Publié le 20 octobre 2008 par Fric Frac Club
Près d'un an qu'on avait plus de nouvelles de la "Bibliothèque de Babel", la collection de Borges en cours de réédition chez Panama : on craignait fort que l'aventure s'arrête là, au bout de seulement une demi-douzaine de volumes, sur les trente que compte cette bibliothèque personnelle mythique, aux textes soigneusement sélectionnés par Borges en personne. Heureusement, une fois que la marée de la rentrée littéraire a commencé à se retirer, on a pu constater avec joie que deux nouveaux volumes (hélas à l'allure irrésistible, pour le plus grand malheur du portefeuille) venaient de faire leur apparition chez les libraires, l'un de G. K. Chesterton, et l'autre de Jack London.
"Les Morts concentriques" de Jack London est une énorme surprise, qui à la fois met une sacrée claque au lecteur et remet pour ainsi dire les pendules à l'heure. Les éditions Phébus ont eu beau rééditer, avec un courage qui force l'admiration, les écrits les plus confidentiels (et certainement les plus intéressants) de London, celui-ci souffre encore trop dans notre pays d'une étiquette d'écrivain pour enfants avec son inévitable chien courageux dont le museau survivant à la neige a encore tout pour attendrir les gamins - ce qui nous fait songer aux nouvelles traductions de Mark Twain par Bernard Hoepffner qui s'affrontent au même problème.

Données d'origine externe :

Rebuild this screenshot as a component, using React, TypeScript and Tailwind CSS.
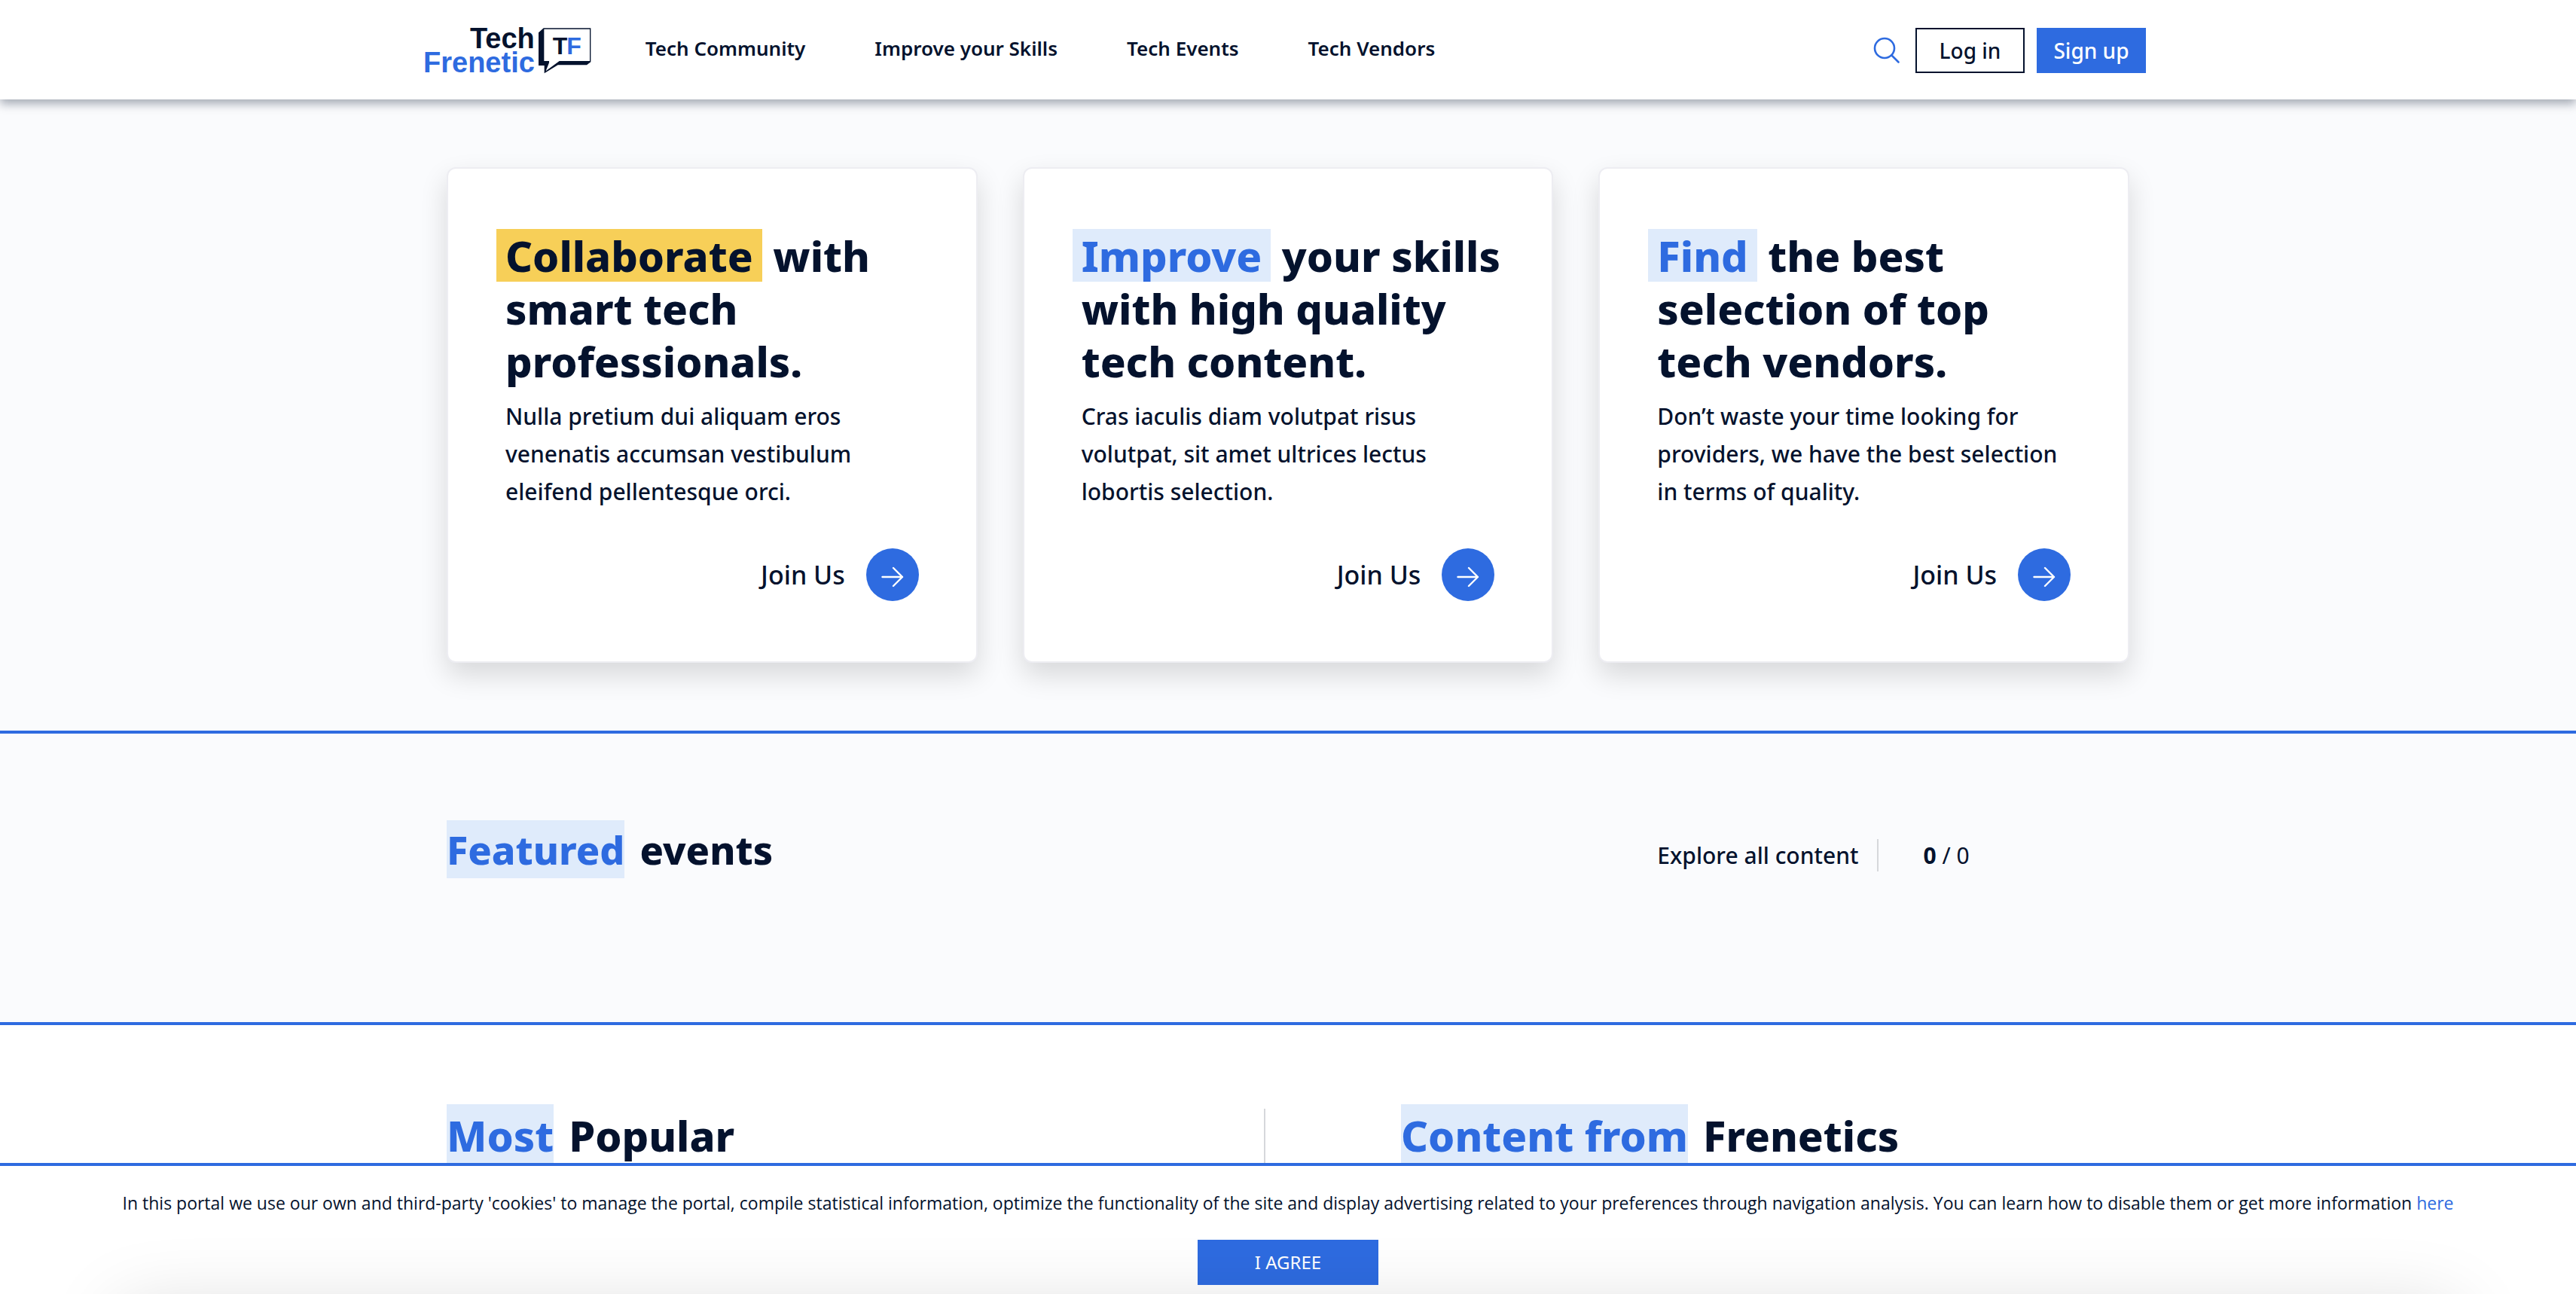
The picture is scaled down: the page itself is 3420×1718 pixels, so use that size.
import React from "react";

const navItems = ["Tech Community", "Improve your Skills", "Tech Events", "Tech Vendors"];

const cards = [
  {
    highlight: "Collaborate",
    rest: "with smart tech professionals.",
    body: "Nulla pretium dui aliquam eros venenatis accumsan vestibulum eleifend pellentesque orci.",
    tone: "bg-[#f7cf58] text-[#04122d]",
  },
  {
    highlight: "Improve",
    rest: "your skills with high quality tech content.",
    body: "Cras iaculis diam volutpat risus volutpat, sit amet ultrices lectus lobortis selection.",
    tone: "bg-[#dfebfb] text-[#2e6be0]",
  },
  {
    highlight: "Find",
    rest: "the best selection of top tech vendors.",
    body: "Don’t waste your time looking for providers, we have the best selection in terms of quality.",
    tone: "bg-[#dfebfb] text-[#2e6be0]",
  },
];

function Logo() {
  return (
    <a href="#" aria-label="Tech Frenetic" className="flex shrink-0 items-center gap-1 font-['Liberation_Sans',sans-serif]">
      <span className="flex flex-col text-right text-[38px] leading-8 font-bold">
        <span>Tech</span>
        <span className="text-[#2e6be0]">Frenetic</span>
      </span>
      <svg viewBox="491 44 213 186" className="h-[62px] w-[71px]" aria-hidden="true">
        <path d="M494 66 L514 48 H702 V183 L686 195 H571 L517 228 V197 H494 Z" fill="#04122d" />
        <path d="M516 52 H698 V179 H577 L523 219 L536 186 V179 H516 Z" fill="#fff" />
        <text x="550" y="152" fontSize="96" fontWeight="700" fill="#04122d">T</text>
        <text x="606" y="152" fontSize="96" fontWeight="700" fill="#2e6be0">F</text>
      </svg>
    </a>
  );
}

function Header() {
  return (
    <header className="relative z-10 bg-white px-8 pt-[35px] pb-[33px] shadow-[0_6px_12px_rgba(4,18,45,0.34)]">
      <div className="mx-auto flex max-w-[2296px] items-center pr-[9px]">
        <Logo />
        <nav className="ml-[72px] flex gap-[92px] pb-1.5 text-[26px] leading-9 font-semibold">
          {navItems.map((item) => (
            <a key={item} href="#" className="whitespace-nowrap">{item}</a>
          ))}
        </nav>
        <div className="ml-auto flex items-center gap-4 text-[28px] font-medium">
          <button type="button" aria-label="Search" className="mr-1">
            <svg viewBox="0 0 36 36" className="size-9" fill="none" stroke="#2e6be0" strokeWidth="2.6" strokeLinecap="round">
              <circle cx="15" cy="15" r="13" />
              <path d="M24.5 24.5 L33.5 33.5" />
            </svg>
          </button>
          <button type="button" className="h-[60px] w-[145px] border-2 border-[#04122d] leading-10">Log in</button>
          <button type="button" className="h-[60px] w-[145px] bg-[#2e6be0] leading-10 text-white">Sign up</button>
        </div>
      </div>
    </header>
  );
}

function Card({ highlight, rest, body, tone }: (typeof cards)[number]) {
  return (
    <article className="flex flex-col rounded-xl border-2 border-[#ededf2] bg-white px-[76px] py-20 shadow-[0_16px_36px_rgba(0,0,0,0.14)]">
      <h2 className="-mr-4 text-[56px] leading-[70px] font-extrabold">
        <span className={`-ml-3 inline-block px-3 ${tone}`}>{highlight}</span> {rest}
      </h2>
      <p className="mt-3.5 text-[30px] leading-[50px] font-medium">{body}</p>
      <a href="#" className="mt-[50px] flex items-center gap-7 self-end text-[34px] font-medium">
        Join Us
        <span className="flex size-[70px] items-center justify-center rounded-full bg-[#2e6be0]">
          <svg viewBox="0 0 30 28" className="mt-1.5 h-7 w-[30px]" fill="none" stroke="#fff" strokeWidth="2.4" strokeLinecap="round" strokeLinejoin="round">
            <path d="M1.5 14 H28 M16 2 L28 14 L16 26" />
          </svg>
        </span>
      </a>
    </article>
  );
}

function Mark({ children }: { children: React.ReactNode }) {
  return <span className="bg-[#dfebfb] text-[#2e6be0]">{children}</span>;
}

function CookieBar() {
  return (
    <aside aria-label="Cookies" className="fixed inset-x-0 bottom-0 z-20 flex flex-col items-center gap-8 overflow-hidden border-t-4 border-[#2e6be0] bg-white px-8 pt-8 pb-3">
      <p className="font-['Open_Sans',sans-serif] text-[23px] leading-[34px] font-medium">
        In this portal we use our own and third-party 'cookies' to manage the portal, compile statistical information, optimize the
        functionality of the site and display advertising related to your preferences through navigation analysis. You can learn how
        to disable them or get more information <a href="#" className="text-[#2e6be0]">here</a>
      </p>
      <button type="button" className="h-[60px] w-60 bg-[#2e6be0] text-2xl text-white">I AGREE</button>
      <div className="pointer-events-none absolute inset-x-40 top-full mt-5 h-40 shadow-[0_0_100px_rgba(0,0,0,0.15)]" />
    </aside>
  );
}

export default function App() {
  return (
    <div className="min-h-screen bg-white font-['Noto_Sans',sans-serif] text-[#04122d]">
      <Header />
      <main>
        <section className="border-b-4 border-[#2e6be0] bg-[#fafbfd] px-8 py-[90px]">
          <div className="mx-auto grid max-w-[2234px] grid-cols-3 gap-[60px]">
            {cards.map((card) => (
              <Card key={card.highlight} {...card} />
            ))}
          </div>
        </section>

        <section className="border-b-4 border-[#2e6be0] bg-[#fafbfd] px-8 pt-[115px] pb-[191px]">
          <div className="mx-auto grid max-w-[2234px] grid-cols-3 gap-[60px]">
            <h2 className="col-span-2 flex gap-5 text-[52px] leading-[77px] font-extrabold">
              <Mark>Featured</Mark> <span>events</span>
            </h2>
            <div className="mt-[25px] flex h-[43px] items-center pl-[78px] text-[30px]">
              <a href="#" className="mr-6 font-medium whitespace-nowrap">Explore all content</a>
              <div className="h-full border-l-2 border-[#d6d8db]" />
              <p className="ml-[60px]"><b>0</b> / 0</p>
            </div>
          </div>
        </section>

        <section className="px-8 pt-[105px] pb-[170px]">
          <div className="mx-auto grid max-w-[2234px] grid-cols-[1085fr_1149fr] text-[56px] leading-[82px] font-extrabold">
            <h2 className="flex gap-5">
              <Mark>Most</Mark> <span>Popular</span>
            </h2>
            <div className="mt-1.5 border-l-2 border-[#d6d8db]">
              <h2 className="-mt-1.5 flex gap-5 pl-[180px]">
                <Mark>Content from</Mark> <span>Frenetics</span>
              </h2>
            </div>
          </div>
        </section>
      </main>
      <CookieBar />
    </div>
  );
}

"Les Morts concentriques" n'ont pourtant rien d'histoires innocentes brossées dans le grand nord exotique. Les cinq nouvelles choisies par Borges se distinguent par leur acidité, leur cruauté, leur tragédie, et surtout leur implacable machinerie du destin, exprimée dans une langue acérée, et donc indémodable, qui n'a pas à rougir face aux mastodontes pomos dont il est souvent question par ici. C'est un défi de parler de ces nouvelles sans en dévoyer la surprise, le rythme inhérent à chacune, la subtile économie de moyens : Borges, lui, dans ses courtes préfaces, réussit toujours à résumer chaque conte en une phrase qui ne produit qu'un seul effet sur le lecteur, celui de se ruer sur la suite du volume.

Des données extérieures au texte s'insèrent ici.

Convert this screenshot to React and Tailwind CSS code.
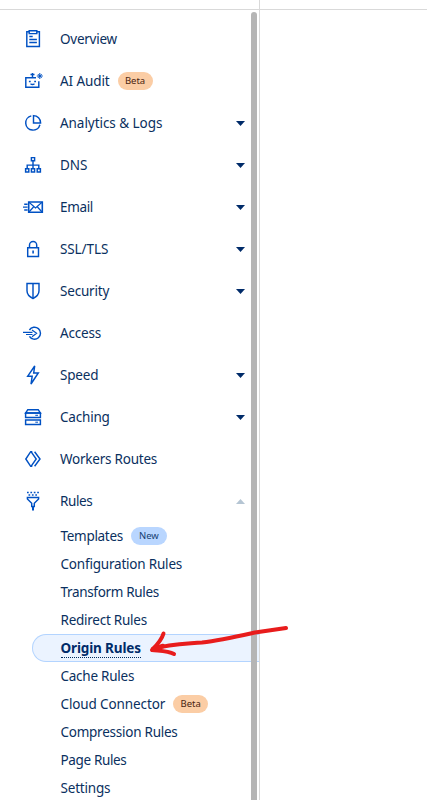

Qu'il soit dit quand même, histoire de vous appâter, que dans la première nouvelle, "Les Morts concentriques", la lettre d'un suicidé révèle l'existence d'une société anarchiste mondiale aux pouvoirs étendus et aussi meurtriers que terrifiants ; que dans "L'Ombre et la chair", London réussit ce tour de force de renouveller totalement le thème de l'invisibilité tout en venant pourtant après H.G.Wells, dans le combat effréné de deux döppelgangers aux techniques différentes ; que dans "La Loi de la vie", le rapport des Indiens d'Alaska à la mort est conté avec un minimalisme extraordinairement émouvant, trés loin des clichés ou du pathos ; et que dans "La Face perdue", dont le titre énigmatique ne se comprend qu'au dernier paragraphe, un éternel réprouvé, aussi cruel que malin, échappe à la torture qui lui est promise par les Indiens par la grâce d'un stratagème aussi efficace que sanglant.
La dernière nouvelle, "La Maison de Mapouhi", est, je pèse mes mots, un chef-d'oeuvre du genre : London y réussit l'exploit, en une petite trentaine de pages, à faire bifurquer trois fois sa narration, d'une peinture de la cupidité humaine à celle du courage le plus absolu, en passant par le récit absolument terrifiant et stupéfiant d'un cyclone ravageant une île du Pacifique, un sommet dans l'horreur qui m'a fait penser à telle peinture de Turner. Tout ceci pour, comme le souligne Borges, ne révéler l'identité du véritable héros de la nouvelle qu'à la fin.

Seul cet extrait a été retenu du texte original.